--- START AVAILABLE DATA ---

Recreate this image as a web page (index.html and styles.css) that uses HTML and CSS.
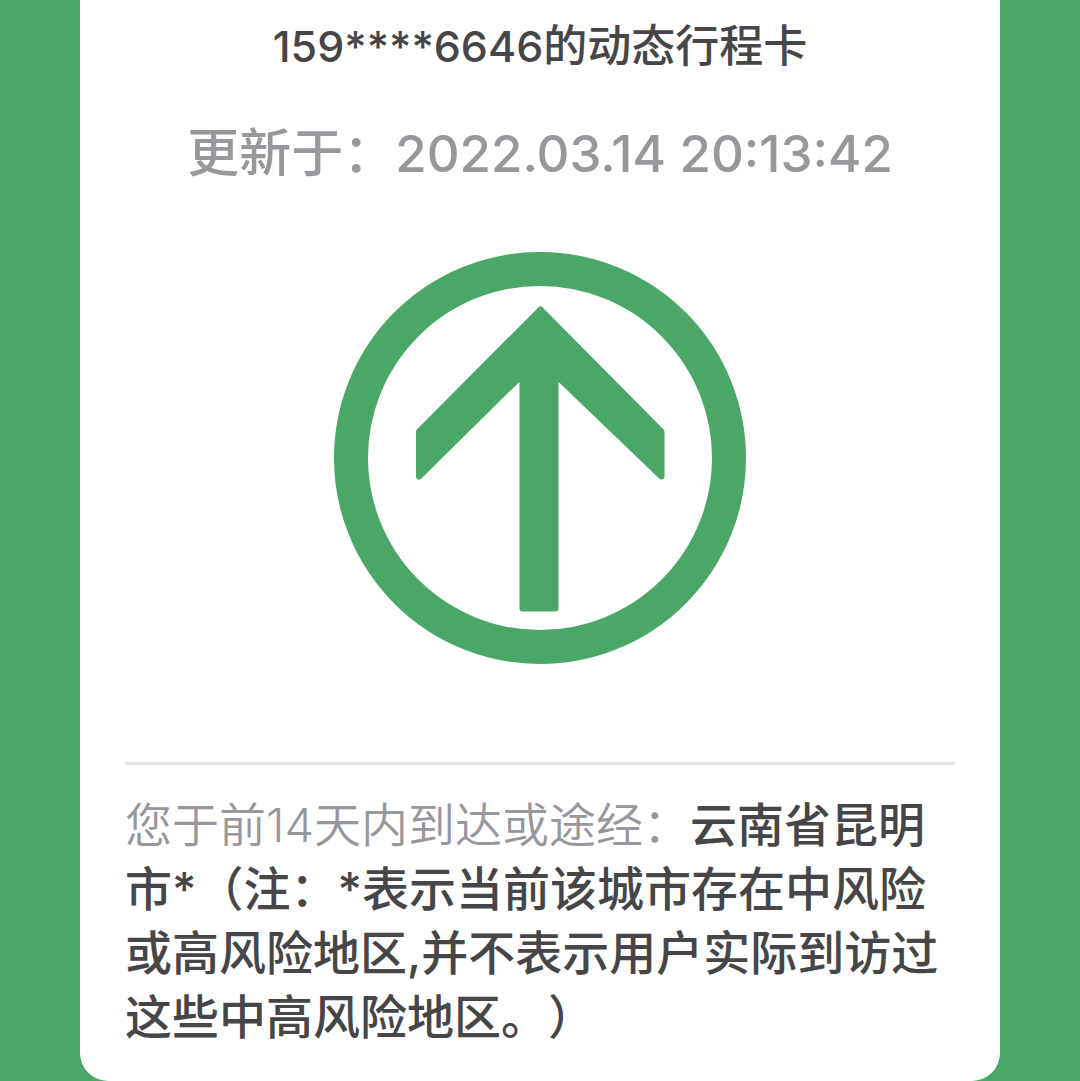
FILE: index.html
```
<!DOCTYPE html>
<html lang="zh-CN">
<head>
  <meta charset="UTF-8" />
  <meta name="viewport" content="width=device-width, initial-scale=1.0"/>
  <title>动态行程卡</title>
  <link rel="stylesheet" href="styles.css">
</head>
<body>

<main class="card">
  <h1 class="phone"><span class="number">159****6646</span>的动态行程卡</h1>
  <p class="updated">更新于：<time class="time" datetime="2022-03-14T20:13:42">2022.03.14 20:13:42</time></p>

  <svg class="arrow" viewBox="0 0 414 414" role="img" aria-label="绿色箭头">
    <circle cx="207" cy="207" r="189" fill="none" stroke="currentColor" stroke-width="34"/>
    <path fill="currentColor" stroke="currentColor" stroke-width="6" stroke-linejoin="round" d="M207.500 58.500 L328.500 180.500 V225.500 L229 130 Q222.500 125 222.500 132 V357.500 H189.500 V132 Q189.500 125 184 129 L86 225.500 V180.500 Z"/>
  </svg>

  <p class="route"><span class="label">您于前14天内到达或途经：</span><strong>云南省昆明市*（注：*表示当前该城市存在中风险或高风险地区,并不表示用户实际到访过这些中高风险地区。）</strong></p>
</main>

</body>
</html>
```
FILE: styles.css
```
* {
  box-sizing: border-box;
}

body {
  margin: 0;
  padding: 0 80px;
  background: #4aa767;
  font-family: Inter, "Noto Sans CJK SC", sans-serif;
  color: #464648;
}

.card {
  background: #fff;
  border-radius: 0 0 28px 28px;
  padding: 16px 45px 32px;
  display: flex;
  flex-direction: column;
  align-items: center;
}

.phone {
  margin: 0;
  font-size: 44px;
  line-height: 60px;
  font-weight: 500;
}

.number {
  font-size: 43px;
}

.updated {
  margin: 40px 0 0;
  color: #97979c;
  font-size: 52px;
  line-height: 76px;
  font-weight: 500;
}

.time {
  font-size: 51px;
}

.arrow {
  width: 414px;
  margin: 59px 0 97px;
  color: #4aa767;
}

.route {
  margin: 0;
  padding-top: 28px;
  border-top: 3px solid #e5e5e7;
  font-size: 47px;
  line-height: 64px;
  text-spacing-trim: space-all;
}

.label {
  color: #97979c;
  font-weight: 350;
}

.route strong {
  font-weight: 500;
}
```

--- END AVAILABLE DATA ---

Copy all the lines of data exactly as they appear, dropping any images.

Recreate this image as a web page (index.html and styles.css) that uses HTML and CSS.
FILE: index.html
```
<!DOCTYPE html>
<html lang="zh-CN">
<head>
  <meta charset="UTF-8" />
  <meta name="viewport" content="width=device-width, initial-scale=1.0"/>
  <title>动态行程卡</title>
  <link rel="stylesheet" href="styles.css">
</head>
<body>

<main class="card">
  <h1 class="phone"><span class="number">159****6646</span>的动态行程卡</h1>
  <p class="updated">更新于：<time class="time" datetime="2022-03-14T20:13:42">2022.03.14 20:13:42</time></p>

  <svg class="arrow" viewBox="0 0 414 414" role="img" aria-label="绿色箭头">
    <circle cx="207" cy="207" r="189" fill="none" stroke="currentColor" stroke-width="34"/>
    <path fill="currentColor" stroke="currentColor" stroke-width="6" stroke-linejoin="round" d="M207.500 58.500 L328.500 180.500 V225.500 L229 130 Q222.500 125 222.500 132 V357.500 H189.500 V132 Q189.500 125 184 129 L86 225.500 V180.500 Z"/>
  </svg>

  <p class="route"><span class="label">您于前14天内到达或途经：</span><strong>云南省昆明市*（注：*表示当前该城市存在中风险或高风险地区,并不表示用户实际到访过这些中高风险地区。）</strong></p>
</main>

</body>
</html>
```
FILE: styles.css
```
* {
  box-sizing: border-box;
}

body {
  margin: 0;
  padding: 0 80px;
  background: #4aa767;
  font-family: Inter, "Noto Sans CJK SC", sans-serif;
  color: #464648;
}

.card {
  background: #fff;
  border-radius: 0 0 28px 28px;
  padding: 16px 45px 32px;
  display: flex;
  flex-direction: column;
  align-items: center;
}

.phone {
  margin: 0;
  font-size: 44px;
  line-height: 60px;
  font-weight: 500;
}

.number {
  font-size: 43px;
}

.updated {
  margin: 40px 0 0;
  color: #97979c;
  font-size: 52px;
  line-height: 76px;
  font-weight: 500;
}

.time {
  font-size: 51px;
}

.arrow {
  width: 414px;
  margin: 59px 0 97px;
  color: #4aa767;
}

.route {
  margin: 0;
  padding-top: 28px;
  border-top: 3px solid #e5e5e7;
  font-size: 47px;
  line-height: 64px;
  text-spacing-trim: space-all;
}

.label {
  color: #97979c;
  font-weight: 350;
}

.route strong {
  font-weight: 500;
}
```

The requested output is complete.